● **DATA PROVIDED**:
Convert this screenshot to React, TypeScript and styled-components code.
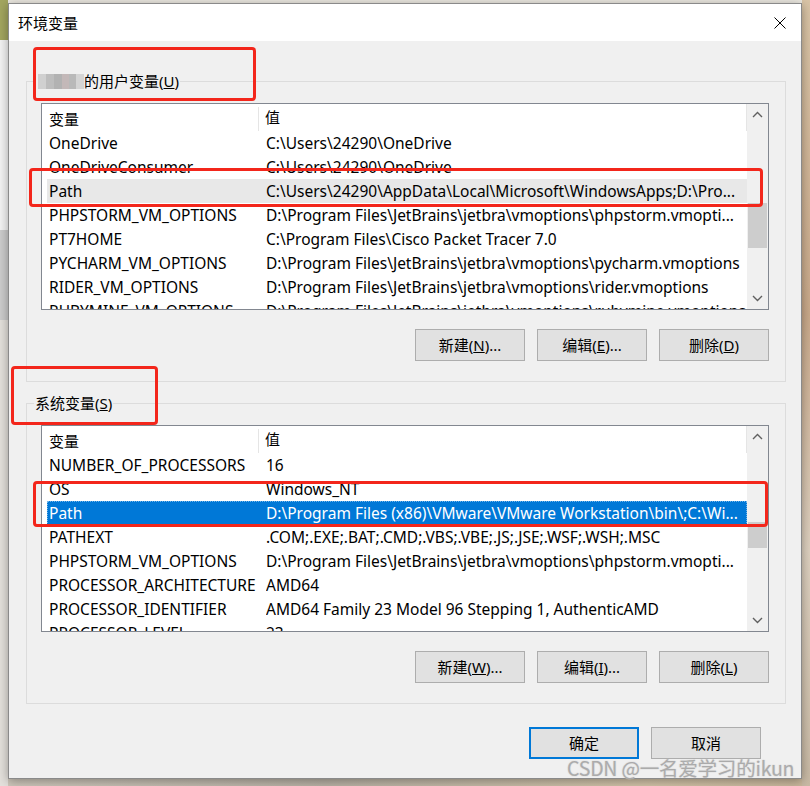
import React from "react";
import styled, { createGlobalStyle, css } from "styled-components";

const FONT = `"Noto Sans", "Noto Sans CJK SC", sans-serif`;

const GlobalStyle = createGlobalStyle`
  html, body { margin: 0; padding: 0; }
  body { width: 810px; height: 786px; overflow: hidden; font-family: ${FONT}; }
  * { box-sizing: border-box; }
`;

const Desktop = styled.div`
  position: relative;
  width: 810px;
  height: 786px;
  overflow: hidden;
  padding: 3px 8px 0 8px;
  background:
    linear-gradient(#a3a65f, #a3a65f) 0 0 / 8px 40px no-repeat,
    linear-gradient(#f4f4f4, #f4f4f4) 0 40px / 8px 190px no-repeat,
    linear-gradient(#cdcdcd, #cdcdcd) 0 230px / 8px 90px no-repeat,
    linear-gradient(#e4e1dc, #e4e1dc) 0 320px / 8px 466px no-repeat,
    linear-gradient(180deg, #d9c4a6, #c9a98a 40%, #ddd0bf 70%, #c8b9a4) 802px 0 / 8px 786px no-repeat,
    linear-gradient(90deg, #cfc8bc, #b9b2a6 40%, #d2c3a8 80%, #c9b79c) 0 778px / 810px 8px no-repeat,
    #ece9e1;
`;

const Dialog = styled.div`
  width: 794px;
  height: 776px;
  border: 1px solid #8a8a8a;
  background: #f0f0f0;
  display: flex;
  flex-direction: column;
  box-shadow: 0 2px 10px rgba(0, 0, 0, 0.35);
`;

const TitleBar = styled.div`
  height: 37px;
  flex-shrink: 0;
  background: #ffffff;
  display: flex;
  align-items: center;
  justify-content: space-between;
  padding: 0 15px 0 9px;
`;

const TitleText = styled.div`
  font-size: 15px;
  line-height: 20px;
  color: #000;
`;

const CloseIcon = styled.svg`
  width: 12px;
  height: 12px;
  display: block;
`;

const Body = styled.div`
  flex: 1;
  padding: 40px 15px 0 17px;
  display: flex;
  flex-direction: column;
`;

const Group = styled.section<{ $gap?: number }>`
  border: 1px solid #dcdcdc;
  padding: 0 16px 20px 14px;
  margin-top: ${(p) => p.$gap ?? 0}px;
`;

const GroupLabel = styled.div`
  margin: -11px 0 0 -7px;
  padding: 0 1px;
  width: fit-content;
  background: #f0f0f0;
  font-size: 15px;
  line-height: 20px;
  height: 20px;
  color: #000;
  display: flex;
  align-items: center;
  white-space: nowrap;
`;

const Blur = styled.span`
  display: inline-block;
  width: 46px;
  height: 15px;
  margin-left: 3px;
  background: linear-gradient(
    90deg,
    #d0d0d0 0 8px,
    #bdbdbd 8px 16px,
    #b2b2b2 16px 24px,
    #c3b8b8 24px 31px,
    #b9b9b9 31px 38px,
    #d4d4d4 38px 46px
  );
`;

const ListBox = styled.div`
  margin-top: 12px;
  height: 207px;
  border: 1px solid #828790;
  background: #ffffff;
  display: flex;
  overflow: hidden;
`;

const ListMain = styled.div`
  flex: 1;
  min-width: 0;
  display: flex;
  flex-direction: column;
  overflow: hidden;
`;

const HeaderRow = styled.div`
  height: 27px;
  flex-shrink: 0;
  display: grid;
  grid-template-columns: 217px 1fr;
  border-right: 1px solid #e5e5e5;
`;

const HeaderCell = styled.div<{ $first?: boolean }>`
  font-size: 15px;
  line-height: 27px;
  color: #000;
  padding-left: ${(p) => (p.$first ? 7 : 6)}px;
  ${(p) =>
    p.$first &&
    css`
      border-right: 1px solid #e5e5e5;
      margin: 3px 0 0 0;
      line-height: 24px;
    `}
`;

const Row = styled.div<{ $state?: "active" | "inactive" }>`
  height: 24px;
  flex-shrink: 0;
  margin-left: 5px;
  padding-left: 2px;
  display: grid;
  grid-template-columns: 217px 1fr;
  font-size: 15.5px;
  line-height: 24px;
  color: #000;
  white-space: nowrap;
  ${(p) =>
    p.$state === "inactive" &&
    css`
      background: #e8e8e8;
    `}
  ${(p) =>
    p.$state === "active" &&
    css`
      background: #0078d7;
      color: #ffffff;
      outline: 1px dotted rgba(255, 255, 255, 0.45);
      outline-offset: -1px;
    `}
`;

const Cell = styled.span`
  overflow: hidden;
  white-space: nowrap;
`;

const ScrollBar = styled.div`
  width: 21px;
  flex-shrink: 0;
  background: #f0f0f0;
  display: flex;
  flex-direction: column;
`;

const ArrowBox = styled.div`
  height: 21px;
  flex-shrink: 0;
  display: flex;
  align-items: center;
  justify-content: center;
`;

const Track = styled.div`
  flex: 1;
  display: flex;
  flex-direction: column;
`;

const Thumb = styled.div<{ $top: number; $height: number }>`
  margin: ${(p) => p.$top}px 1px 0 1px;
  height: ${(p) => p.$height}px;
  background: #cdcdcd;
`;

const ButtonRow = styled.div<{ $top: number; $right?: number }>`
  display: flex;
  justify-content: flex-end;
  gap: 12px;
  margin-top: ${(p) => p.$top}px;
  margin-right: ${(p) => p.$right ?? 0}px;
`;

const Button = styled.button<{ $default?: boolean }>`
  width: 110px;
  height: 32px;
  padding: 0;
  background: #e1e1e1;
  border: 1px solid #adadad;
  font-family: ${FONT};
  font-size: 15px;
  line-height: 20px;
  color: #000;
  ${(p) =>
    p.$default &&
    css`
      border: 2px solid #0078d7;
    `}
`;

const Annot = styled.div<{ $x: number; $y: number; $w: number; $h: number }>`
  position: absolute;
  left: ${(p) => p.$x}px;
  top: ${(p) => p.$y}px;
  width: ${(p) => p.$w}px;
  height: ${(p) => p.$h}px;
  border: 3px solid #f3261b;
  border-radius: 4px;
  pointer-events: none;
`;

const Watermark = styled.div`
  position: absolute;
  left: 567px;
  top: 754px;
  font-family: "Noto Sans CJK SC", sans-serif;
  font-size: 19.5px;
  line-height: 28px;
  color: rgba(150, 150, 150, 0.75);
  text-shadow: 0 0 1px rgba(255, 255, 255, 0.9), 0 0 1px rgba(90, 90, 90, 0.6);
  white-space: nowrap;
  letter-spacing: -0.2px;
`;

type Item = { name: string; value: string; state?: "active" | "inactive" };

const userVars: Item[] = [
  { name: "OneDrive", value: String.raw`C:\Users\24290\OneDrive` },
  { name: "OneDriveConsumer", value: String.raw`C:\Users\24290\OneDrive` },
  {
    name: "Path",
    value: String.raw`C:\Users\24290\AppData\Local\Microsoft\WindowsApps;D:\Pro...`,
    state: "inactive",
  },
  {
    name: "PHPSTORM_VM_OPTIONS",
    value: String.raw`D:\Program Files\JetBrains\jetbra\vmoptions\phpstorm.vmopti...`,
  },
  { name: "PT7HOME", value: String.raw`C:\Program Files\Cisco Packet Tracer 7.0` },
  {
    name: "PYCHARM_VM_OPTIONS",
    value: String.raw`D:\Program Files\JetBrains\jetbra\vmoptions\pycharm.vmoptions`,
  },
  {
    name: "RIDER_VM_OPTIONS",
    value: String.raw`D:\Program Files\JetBrains\jetbra\vmoptions\rider.vmoptions`,
  },
  {
    name: "RUBYMINE_VM_OPTIONS",
    value: String.raw`D:\Program Files\JetBrains\jetbra\vmoptions\rubymine.vmoptions`,
  },
];

const sysVars: Item[] = [
  { name: "NUMBER_OF_PROCESSORS", value: "16" },
  { name: "OS", value: "Windows_NT" },
  {
    name: "Path",
    value: String.raw`D:\Program Files (x86)\VMware\VMware Workstation\bin\;C:\Wi...`,
    state: "active",
  },
  { name: "PATHEXT", value: ".COM;.EXE;.BAT;.CMD;.VBS;.VBE;.JS;.JSE;.WSF;.WSH;.MSC" },
  {
    name: "PHPSTORM_VM_OPTIONS",
    value: String.raw`D:\Program Files\JetBrains\jetbra\vmoptions\phpstorm.vmopti...`,
  },
  { name: "PROCESSOR_ARCHITECTURE", value: "AMD64" },
  { name: "PROCESSOR_IDENTIFIER", value: "AMD64 Family 23 Model 96 Stepping 1, AuthenticAMD" },
  { name: "PROCESSOR_LEVEL", value: "23" },
];

const Chevron = ({ up }: { up?: boolean }) => (
  <svg width="11" height="7" viewBox="0 0 11 7">
    <path
      d={up ? "M1 6 L5.5 1.5 L10 6" : "M1 1 L5.5 5.5 L10 1"}
      fill="none"
      stroke="#606060"
      strokeWidth="1.4"
    />
  </svg>
);

const VarList = ({
  items,
  thumbTop,
  thumbHeight,
}: {
  items: Item[];
  thumbTop: number;
  thumbHeight: number;
}) => (
  <ListBox>
    <ListMain>
      <HeaderRow>
        <HeaderCell $first>变量</HeaderCell>
        <HeaderCell>值</HeaderCell>
      </HeaderRow>
      {items.map((it, i) => (
        <Row key={i} $state={it.state}>
          <Cell>{it.name}</Cell>
          <Cell>{it.value}</Cell>
        </Row>
      ))}
    </ListMain>
    <ScrollBar>
      <ArrowBox>
        <Chevron up />
      </ArrowBox>
      <Track>
        <Thumb $top={thumbTop} $height={thumbHeight} />
      </Track>
      <ArrowBox>
        <Chevron />
      </ArrowBox>
    </ScrollBar>
  </ListBox>
);

export default function App() {
  return (
    <>
      <GlobalStyle />
      <Desktop>
        <Dialog>
          <TitleBar>
            <TitleText>环境变量</TitleText>
            <CloseIcon viewBox="0 0 12 12">
              <path d="M0.5 0.5 L11.5 11.5 M11.5 0.5 L0.5 11.5" stroke="#000" strokeWidth="1" />
            </CloseIcon>
          </TitleBar>
          <Body>
            <Group>
              <GroupLabel>
                <Blur />
                的用户变量(<u>U</u>)
              </GroupLabel>
              <VarList items={userVars} thumbTop={78} thumbHeight={45} />
              <ButtonRow $top={19}>
                <Button>
                  新建(<u>N</u>)...
                </Button>
                <Button>
                  编辑(<u>E</u>)...
                </Button>
                <Button>
                  删除(<u>D</u>)
                </Button>
              </ButtonRow>
            </Group>
            <Group $gap={21}>
              <GroupLabel>
                系统变量(<u>S</u>)
              </GroupLabel>
              <VarList items={sysVars} thumbTop={75} thumbHeight={26} />
              <ButtonRow $top={19}>
                <Button>
                  新建(<u>W</u>)...
                </Button>
                <Button>
                  编辑(<u>I</u>)...
                </Button>
                <Button>
                  删除(<u>L</u>)
                </Button>
              </ButtonRow>
            </Group>
            <ButtonRow $top={23} $right={25}>
              <Button $default>确定</Button>
              <Button>取消</Button>
            </ButtonRow>
          </Body>
        </Dialog>
        <Annot $x={33} $y={47} $w={223} $h={54} />
        <Annot $x={29} $y={168} $w={734} $h={39} />
        <Annot $x={11} $y={366} $w={147} $h={59} />
        <Annot $x={33} $y={481} $w={735} $h={46} />
        <Watermark>CSDN @一名爱学习的ikun</Watermark>
      </Desktop>
    </>
  );
}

● **TASK PROMPT**: Set out every line from the material that contains the string "React".

● **EXERCISE RESPONSE**:
Convert this screenshot to React, TypeScript and styled-components code.
import React from "react";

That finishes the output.